Legal sports betting pitched as California budget salve
SACRAMENTO - Two state lawmakers on Thursday pitched legalized sports betting as a way to help prop up a state budget devastated by the economic shutdown designed to slow the spread of the coronavirus, though their revised proposal immediately reignited a turf battle between powerful gambling interests.
State Sen. Bill Dodd, D-Napa, and Assemblyman Adam Gray, D-Merced, are lobbying to put a constitutional amendment on the November ballot that would allow horse racetracks and the Las Vegas-?style casinos run by American Indian tribes to also offer sports wagering, both at their locations and through mobile devices.
The proposal, like others before it, is controversial in part because of competition with gambling interests including card rooms, which offer table games like blackjack and poker.
The legislation would also allow tribal casinos to offer craps and roulette, but the California Nations Indian Gaming Association fears it would aid card rooms by legalizing a practice that the state attorney general last year sought to outlaw.

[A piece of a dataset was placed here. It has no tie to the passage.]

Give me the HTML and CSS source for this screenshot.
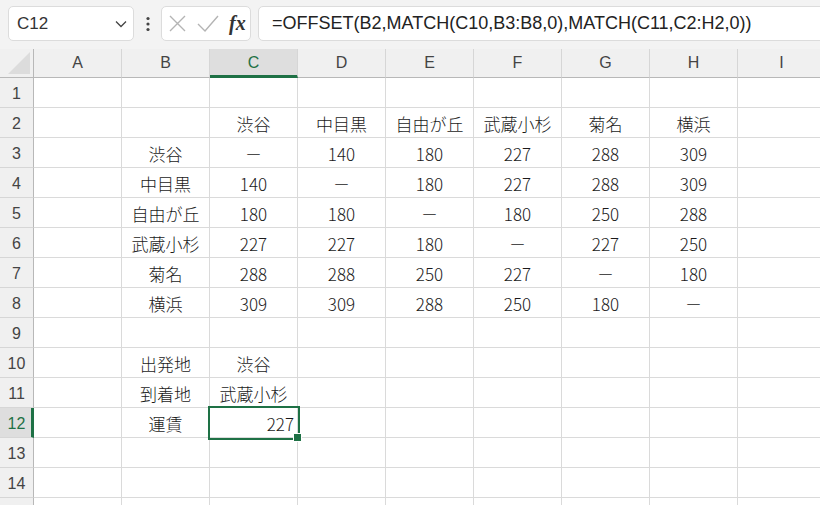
FILE: index.html
```html
<!DOCTYPE html>
<html lang="ja">
<head>
    <meta charset="UTF-8">
    <title>運賃表</title>
    <link rel="stylesheet" href="styles.css">
</head>
<body>

    <!-- Formula bar -->
    <div class="toolbar">
        <div class="namebox">
            <span>C12</span>
            <svg width="12" height="8" viewBox="0 0 12 8"><path d="M1 1.5 L6 6.5 L11 1.5" fill="none" stroke="#444" stroke-width="1.3"/></svg>
        </div>
        <div class="dots">
            <svg width="4" height="16" viewBox="0 0 4 16"><circle cx="2" cy="2.5" r="1.6" fill="#444"/><circle cx="2" cy="8" r="1.6" fill="#444"/><circle cx="2" cy="13.5" r="1.6" fill="#444"/></svg>
        </div>
        <div class="fxbox">
            <svg width="17" height="17" viewBox="0 0 17 17"><path d="M1 1 L16 16 M16 1 L1 16" stroke="#b4b4b4" stroke-width="1.4"/></svg>
            <svg width="22" height="17" viewBox="0 0 22 17"><path d="M1 9 L8 16 L21 1" fill="none" stroke="#b4b4b4" stroke-width="1.4"/></svg>
            <span class="fx">fx</span>
        </div>
        <div class="formula">=OFFSET(B2,MATCH(C10,B3:B8,0),MATCH(C11,C2:H2,0))</div>
    </div>

    <!-- Sheet grid -->
    <div class="sheet">
        <div class="corner"><svg width="22" height="22" viewBox="0 0 22 22"><path d="M22 0 L22 22 L0 22 Z" fill="#dcdcdc"/></svg></div>
        <div class="col-head">A</div>
        <div class="col-head">B</div>
        <div class="col-head active">C</div>
        <div class="col-head">D</div>
        <div class="col-head">E</div>
        <div class="col-head">F</div>
        <div class="col-head">G</div>
        <div class="col-head">H</div>
        <div class="col-head">I</div>

        <div class="row-head">1</div>
        <div class="cell"></div><div class="cell"></div><div class="cell"></div><div class="cell"></div><div class="cell"></div><div class="cell"></div><div class="cell"></div><div class="cell"></div><div class="cell"></div>

        <div class="row-head">2</div>
        <div class="cell"></div><div class="cell"></div><div class="cell">渋谷</div><div class="cell">中目黒</div><div class="cell">自由が丘</div><div class="cell">武蔵小杉</div><div class="cell">菊名</div><div class="cell">横浜</div><div class="cell"></div>

        <div class="row-head">3</div>
        <div class="cell"></div><div class="cell">渋谷</div><div class="cell">－</div><div class="cell">140</div><div class="cell">180</div><div class="cell">227</div><div class="cell">288</div><div class="cell">309</div><div class="cell"></div>

        <div class="row-head">4</div>
        <div class="cell"></div><div class="cell">中目黒</div><div class="cell">140</div><div class="cell">－</div><div class="cell">180</div><div class="cell">227</div><div class="cell">288</div><div class="cell">309</div><div class="cell"></div>

        <div class="row-head">5</div>
        <div class="cell"></div><div class="cell">自由が丘</div><div class="cell">180</div><div class="cell">180</div><div class="cell">－</div><div class="cell">180</div><div class="cell">250</div><div class="cell">288</div><div class="cell"></div>

        <div class="row-head">6</div>
        <div class="cell"></div><div class="cell">武蔵小杉</div><div class="cell">227</div><div class="cell">227</div><div class="cell">180</div><div class="cell">－</div><div class="cell">227</div><div class="cell">250</div><div class="cell"></div>

        <div class="row-head">7</div>
        <div class="cell"></div><div class="cell">菊名</div><div class="cell">288</div><div class="cell">288</div><div class="cell">250</div><div class="cell">227</div><div class="cell">－</div><div class="cell">180</div><div class="cell"></div>

        <div class="row-head">8</div>
        <div class="cell"></div><div class="cell">横浜</div><div class="cell">309</div><div class="cell">309</div><div class="cell">288</div><div class="cell">250</div><div class="cell">180</div><div class="cell">－</div><div class="cell"></div>

        <div class="row-head">9</div>
        <div class="cell"></div><div class="cell"></div><div class="cell"></div><div class="cell"></div><div class="cell"></div><div class="cell"></div><div class="cell"></div><div class="cell"></div><div class="cell"></div>

        <div class="row-head">10</div>
        <div class="cell"></div><div class="cell">出発地</div><div class="cell">渋谷</div><div class="cell"></div><div class="cell"></div><div class="cell"></div><div class="cell"></div><div class="cell"></div><div class="cell"></div>

        <div class="row-head">11</div>
        <div class="cell"></div><div class="cell">到着地</div><div class="cell">武蔵小杉</div><div class="cell"></div><div class="cell"></div><div class="cell"></div><div class="cell"></div><div class="cell"></div><div class="cell"></div>

        <div class="row-head active">12</div>
        <div class="cell"></div><div class="cell">運賃</div><div class="cell num selected">227</div><div class="cell"></div><div class="cell"></div><div class="cell"></div><div class="cell"></div><div class="cell"></div><div class="cell"></div>

        <div class="row-head">13</div>
        <div class="cell"></div><div class="cell"></div><div class="cell"></div><div class="cell"></div><div class="cell"></div><div class="cell"></div><div class="cell"></div><div class="cell"></div><div class="cell"></div>

        <div class="row-head">14</div>
        <div class="cell"></div><div class="cell"></div><div class="cell"></div><div class="cell"></div><div class="cell"></div><div class="cell"></div><div class="cell"></div><div class="cell"></div><div class="cell"></div>

        <!-- row 15, only its top edge shows -->
        <div class="row-head"></div>
        <div class="cell"></div><div class="cell"></div><div class="cell"></div><div class="cell"></div><div class="cell"></div><div class="cell"></div><div class="cell"></div><div class="cell"></div><div class="cell"></div>
    </div>

</body>
</html>
```

FILE: styles.css
```css
/* Reset */
* {
    margin: 0;
    padding: 0;
    box-sizing: border-box;
}

body {
    font-family: "Noto Sans CJK JP", "Liberation Sans", sans-serif;
    background-color: #f3f3f3;
    color: #222;
    width: 820px;
    height: 505px;
    overflow: hidden;
}

/* Formula bar */
.toolbar {
    height: 49px;
    display: flex;
    align-items: center;
    padding: 0 0 2px 8px;
}

.namebox {
    width: 126px;
    height: 35px;
    background-color: #fff;
    border: 1px solid #dcdcdc;
    border-radius: 5px;
    display: flex;
    align-items: center;
    justify-content: space-between;
    padding: 0 6px 0 8px;
    font-family: "Liberation Sans", sans-serif;
    font-size: 17px;
    color: #333;
}

.dots {
    width: 27px;
    display: flex;
    justify-content: center;
}

.fxbox {
    width: 90px;
    height: 35px;
    background-color: #fff;
    border: 1px solid #dcdcdc;
    border-radius: 5px;
    display: flex;
    align-items: center;
    gap: 11px;
    padding-left: 7px;
}

.fx {
    font-family: "Liberation Serif", serif;
    font-style: italic;
    font-weight: bold;
    font-size: 20px;
    color: #333;
    margin-left: -1px;
}

.formula {
    flex: 1;
    height: 35px;
    margin-left: 7px;
    margin-right: -10px;
    background-color: #fff;
    border: 1px solid #dcdcdc;
    border-radius: 5px;
    display: flex;
    align-items: center;
    padding-left: 13px;
    font-family: "Liberation Sans", sans-serif;
    font-size: 18px;
    color: #222;
}

/* Sheet */
.sheet {
    display: grid;
    grid-template-columns: 34px repeat(9, 88px);
    grid-template-rows: 29px;
    grid-auto-rows: 30px;
    background-color: #fff;
    height: 456px;
    overflow: hidden;
}

.corner {
    background-color: #f0f0f0;
    border-right: 1px solid #b8b8b8;
    border-bottom: 1px solid #b8b8b8;
    display: flex;
    align-items: flex-end;
    justify-content: flex-end;
    padding: 0 3px 3px 0;
}

.col-head {
    background-color: #f0f0f0;
    border-right: 1px solid #d6d6d6;
    border-bottom: 1px solid #b8b8b8;
    display: flex;
    align-items: center;
    justify-content: center;
    font-family: "Liberation Sans", sans-serif;
    font-size: 16px;
    color: #444;
}

.col-head.active {
    background-color: #dedede;
    border-bottom: 3px solid #1e7145;
    color: #1e7145;
    padding-top: 2px;
}

.row-head {
    background-color: #f0f0f0;
    border-right: 1px solid #b8b8b8;
    border-bottom: 1px solid #d6d6d6;
    display: flex;
    align-items: center;
    justify-content: center;
    font-family: "Liberation Sans", sans-serif;
    font-size: 16px;
    color: #444;
    padding-top: 2px;
}

.row-head.active {
    background-color: #dedede;
    border-right: 3px solid #1e7145;
    color: #1e7145;
    padding-left: 2px;
}

.cell {
    border-right: 1px solid #dadada;
    border-bottom: 1px solid #dadada;
    display: flex;
    align-items: center;
    justify-content: center;
    font-size: 17px;
    font-weight: 300;
    color: #1a1a1a;
    padding-top: 1px;
    white-space: nowrap;
}

.cell.num {
    justify-content: flex-end;
    padding-right: 3px;
}

.cell.selected {
    position: relative;
    outline: 2px solid #1e7145;
    outline-offset: 0px;
    z-index: 1;
}

/* fill handle */
.cell.selected::after {
    content: "";
    position: absolute;
    right: -5px;
    bottom: -5px;
    width: 7px;
    height: 7px;
    background-color: #1e7145;
    border: 1px solid #fff;
}
```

Card rooms say the attorney general’s regulatory proposal would change the way player-dealer games have operated for decades. The tribal casinos contend that those operations have long been illegal and that writing them into law now would amount to “a massive expansion of games” by their rivals.
It would take a two-thirds legislative vote to put the lawmakers’ measure on the ballot, and a majority of voters would then have to approve.
The state would impose a 10% tax on gross revenue for onsite gambling and a 15% tax on online wagering. The two lawmakers said that could eventually raise $500 million to $700 million.